A Thousand Splendid Suns: Character Profiles

A Thousand Splendid Suns: Character Profiles


  • Mariam is one of the novel’s protagonists, hailing from a small hut in Herat. Her character explores themes of marginalisation, victimhood, and resilience.
  • She is a harami (illegitimate) child of Jalil and his housemaid, Nana. Her status as a harami highlights the gender and class inequalities in Afghan society.
  • She grows up isolated and lacking affection, barring brief visits from her father Jalil, leaving her pessimistic and resigned to her hardships.
  • Marriage to Rasheed introduces her to further abuse and oppression, yet she displays commendable strength and resilience.
  • Mariam’s character arc is notable - she evolves from a submissive, passive character into someone who stands up against her oppressor, Rasheed.


  • Rasheed serves as the story’s antagonist. His character embodies misogyny, brutality, and patriarchal ideologies.
  • He marries both Mariam and Laila successively, treating them abusively and oppressively, reinforcing the female exploitation theme.
  • His manipulative behaviour, marked by a tendency to play his wives against each other, showcases power dynamics and control over women.
  • Despite his brutality, Rasheed is a nuanced character, his harshness partly shaped by the loss of his son and stressful political climate.


  • Laila is the second protagonist and represents the crossroads of modernity and tradition in Afghanistan.
  • She grows up in a liberal household, exposed to education and forward-thinking ideals – making her more tenacious and defiant against misogyny.
  • Despite her initial hatred of Mariam (due to Rasheed’s manipulations), survival and shared experiences drive them to form a deep, sisterly bond, critiquing societal norms that pit women against each other.
  • Her decisions, like staying with Rasheed for her children, reflect the sacrifices women often make for their family’s well-being.
  • She represents hope and change, going against patriarchal norms by returning to Kabul to help rebuild her country.

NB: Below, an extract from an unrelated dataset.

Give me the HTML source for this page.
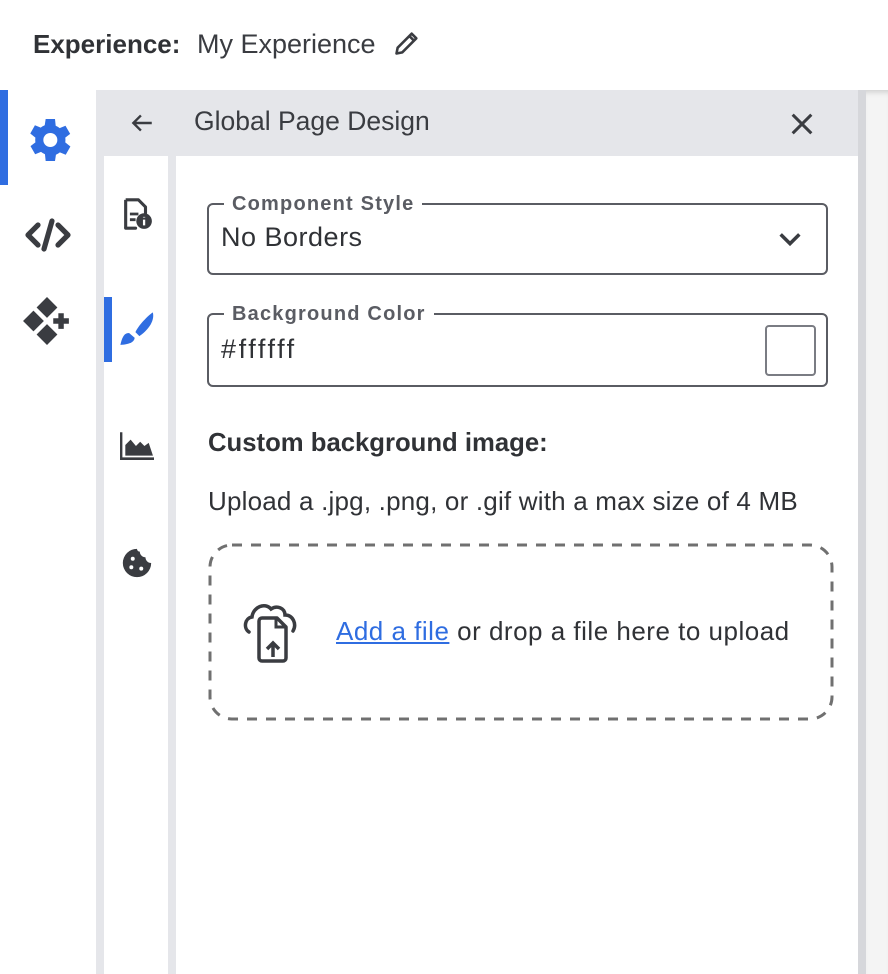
<!DOCTYPE html>
<html><head><meta charset="utf-8"><style>
*{margin:0;padding:0;box-sizing:border-box}
body{width:888px;height:974px;overflow:hidden;background:#fff;font-family:"Liberation Sans",sans-serif;color:#303236;position:relative}
.a{position:absolute;white-space:nowrap}
</style></head><body>
<div class="a" style="left:33px;top:27px;font-size:26px;line-height:34px"><b style="color:#303236">Experience:</b></div>
<div class="a" style="left:197px;top:27px;font-size:27px;line-height:34px;color:#3a3c41">My Experience</div>
<svg class="a" style="left:393px;top:29px" width="28" height="28" viewBox="0 0 24 24"><path d="M3 21l1-5L16 4l4 4L8 20z M14 6l4 4" fill="none" stroke="#3a3c41" stroke-width="2.2" stroke-linejoin="round"/></svg>

<div class="a" style="left:0;top:90px;width:8px;height:95px;background:#2f6de1"></div>
<svg class="a" style="left:20px;top:112px" width="56" height="56" viewBox="0 0 24 24"><path fill="#2f6de1" d="M19.4 13a7.5 7.5 0 000-2l2.1-1.6-2-3.5-2.5 1a7 7 0 00-1.7-1L15 3h-4l-.4 2.7a7 7 0 00-1.7 1l-2.5-1-2 3.5L6.6 11a7.5 7.5 0 000 2l-2.1 1.6 2 3.5 2.5-1a7 7 0 001.7 1L11 21h4l.4-2.7a7 7 0 001.7-1l2.5 1 2-3.5z"/><circle cx="13" cy="12" r="3" fill="#fff"/></svg>
<svg class="a" style="left:24px;top:215px" width="48" height="40" viewBox="0 0 24 20"><path d="M7 5L2 10l5 5M17 5l5 5-5 5M14 3l-4 14" fill="none" stroke="#3a3c41" stroke-width="2.6" stroke-linecap="round" stroke-linejoin="round"/></svg>
<svg class="a" style="left:22px;top:296px" width="50" height="50" viewBox="0 0 24 24"><g fill="#3a3c41"><path d="M12 0.5l5 5-5 5-5-5z"/><path d="M5.5 7l5 5-5 5-5-5z"/><path d="M12 13.5l5 5-5 5-5-5z"/></g><path d="M15 12h7.5M18.75 8.25v7.5" stroke="#3a3c41" stroke-width="2.6"/></svg>

<div class="a" style="left:96px;top:90px;width:762px;height:66px;background:#e5e6ea"></div>
<svg class="a" style="left:128px;top:110px" width="28" height="26" viewBox="0 0 24 24"><path d="M21 12H4M11 5l-7 7 7 7" fill="none" stroke="#3a3c41" stroke-width="2.2"/></svg>
<div class="a" style="left:194px;top:104px;font-size:26.5px;color:#3a3c41;line-height:34px">Global Page Design</div>
<svg class="a" style="left:788px;top:110px" width="28" height="28" viewBox="0 0 24 24"><path d="M4 4l16 16M20 4L4 20" stroke="#3a3c41" stroke-width="2.6"/></svg>

<div class="a" style="left:96px;top:156px;width:8px;height:818px;background:#e5e6ea"></div>
<div class="a" style="left:168px;top:156px;width:8px;height:818px;background:#e5e6ea"></div>
<div class="a" style="left:858px;top:90px;width:8px;height:884px;background:#d6d7db"></div>
<div class="a" style="left:866px;top:90px;width:22px;height:884px;background:#f4f4f4;box-shadow:inset 0 6px 6px -4px #ccc"></div>
<div class="a" style="left:104px;top:297px;width:8px;height:65px;background:#2f6de1"></div>

<svg class="a" style="left:120px;top:197px" width="34" height="34" viewBox="0 0 24 24"><path d="M4 2h9l5 5v5M11 22H4z" fill="none" stroke="#3a3c41" stroke-width="2.2" stroke-linejoin="round"/><path d="M4 2v20" stroke="#3a3c41" stroke-width="2.2"/><path d="M7 12h6M7 16h4" stroke="#3a3c41" stroke-width="2"/><circle cx="17" cy="17" r="5.5" fill="#3a3c41"/><path d="M17 16v4M17 14v.5" stroke="#fff" stroke-width="1.6"/></svg>
<svg class="a" style="left:118px;top:310px" width="38" height="38" viewBox="0 0 24 24"><path d="M22 1.5c-3 2-9 8-11 12.5l2.5 2.5c4.5-3 10-9 8.5-15z" fill="#2f6de1"/><path d="M7 14.5c-3.5 0-4.5 3.5-5.5 7.5 3 0 9-1 9-4.5z" fill="#2f6de1"/></svg>
<svg class="a" style="left:120px;top:432px" width="34" height="28" viewBox="0 0 32 26"><path d="M1 0v25h31" fill="none" stroke="#3a3c41" stroke-width="2.5"/><path d="M5 22V12l5-5 5 6 4-4 4 4 4-3 4 12z" fill="#3a3c41"/></svg>
<svg class="a" style="left:120px;top:546px" width="34" height="34" viewBox="0 0 24 24"><path d="M12 2a10 10 0 1010 10 4 4 0 01-4-4 4 4 0 01-4-4 2 2 0 01-2-2z" fill="#3a3c41"/><circle cx="9" cy="9" r="1.4" fill="#fff"/><circle cx="8" cy="15" r="1.4" fill="#fff"/><circle cx="15" cy="16" r="1.4" fill="#fff"/></svg>

<div class="a" style="left:207px;top:203px;width:621px;height:72px;border:2px solid #5a5c63;border-radius:6px"></div>
<div class="a" style="left:224px;top:193px;background:#fff;padding:0 8px;font-size:20px;font-weight:bold;color:#5a5c63;letter-spacing:1.2px">Component Style</div>
<div class="a" style="left:221px;top:222px;font-size:27px;color:#303236;letter-spacing:0.5px">No Borders</div>
<svg class="a" style="left:776px;top:228px" width="28" height="22" viewBox="0 0 24 18"><path d="M4 5l8 8 8-8" fill="none" stroke="#3a3c41" stroke-width="3"/></svg>

<div class="a" style="left:207px;top:313px;width:621px;height:74px;border:2px solid #5a5c63;border-radius:6px"></div>
<div class="a" style="left:224px;top:303px;background:#fff;padding:0 8px;font-size:20px;font-weight:bold;color:#5a5c63;letter-spacing:1.2px">Background Color</div>
<div class="a" style="left:221px;top:334px;font-size:27px;color:#303236;letter-spacing:2.6px">#ffffff</div>
<div class="a" style="left:765px;top:325px;width:51px;height:51px;border:2px solid #7a7c83;border-radius:4px"></div>

<div class="a" style="left:208px;top:429px;font-size:25.7px;font-weight:bold;color:#303236">Custom background image:</div>
<div class="a" style="left:208px;top:486px;font-size:26px;color:#303236;letter-spacing:0.2px">Upload a .jpg, .png, or .gif with a max size of 4 MB</div>

<svg class="a" style="left:207px;top:542px" width="628" height="180"><rect x="3" y="3" width="622" height="174" rx="22" fill="none" stroke="#707070" stroke-width="3" stroke-dasharray="10 9"/></svg>
<svg class="a" style="left:243px;top:598px" width="62" height="68" viewBox="0 0 62 68"><path d="M6 34C0 30 2 20 9 19 10 9 22 4 28 11 34 7 42 10 42 17 50 17 54 26 50 33" fill="none" stroke="#3a3c41" stroke-width="3.5" stroke-linecap="round"/><path d="M19 20h15l9 9v31a3 3 0 01-3 3H19a3 3 0 01-3-3V23a3 3 0 013-3z" fill="#fff" stroke="#3a3c41" stroke-width="3.5" stroke-linejoin="round"/><path d="M33 20v9h10" fill="none" stroke="#3a3c41" stroke-width="3"/><path d="M30 59V47M24 51l6-6 6 6" fill="none" stroke="#3a3c41" stroke-width="3.5"/></svg>
<div class="a" style="left:336px;top:616px;font-size:26px;color:#303236;letter-spacing:0.5px"><span style="color:#2f6de1;text-decoration:underline">Add a file</span> or drop a file here to upload</div>
</body></html>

  • Tariq, Laila’s childhood friend and lover, contrasts sharply with Rasheed. He symbolises compassionate, respectful love.
  • Despite his physical disabilities, he is a strong character who serves as a pillar of support for Laila.
  • His character emphasises the loss and heartbreak caused by war, as seen in his separation from Laila and the loss of his family.
  • Tariq’s return and their subsequent reunion provide a contrasting romantic ideal and hope against the oppressive marriages depicted.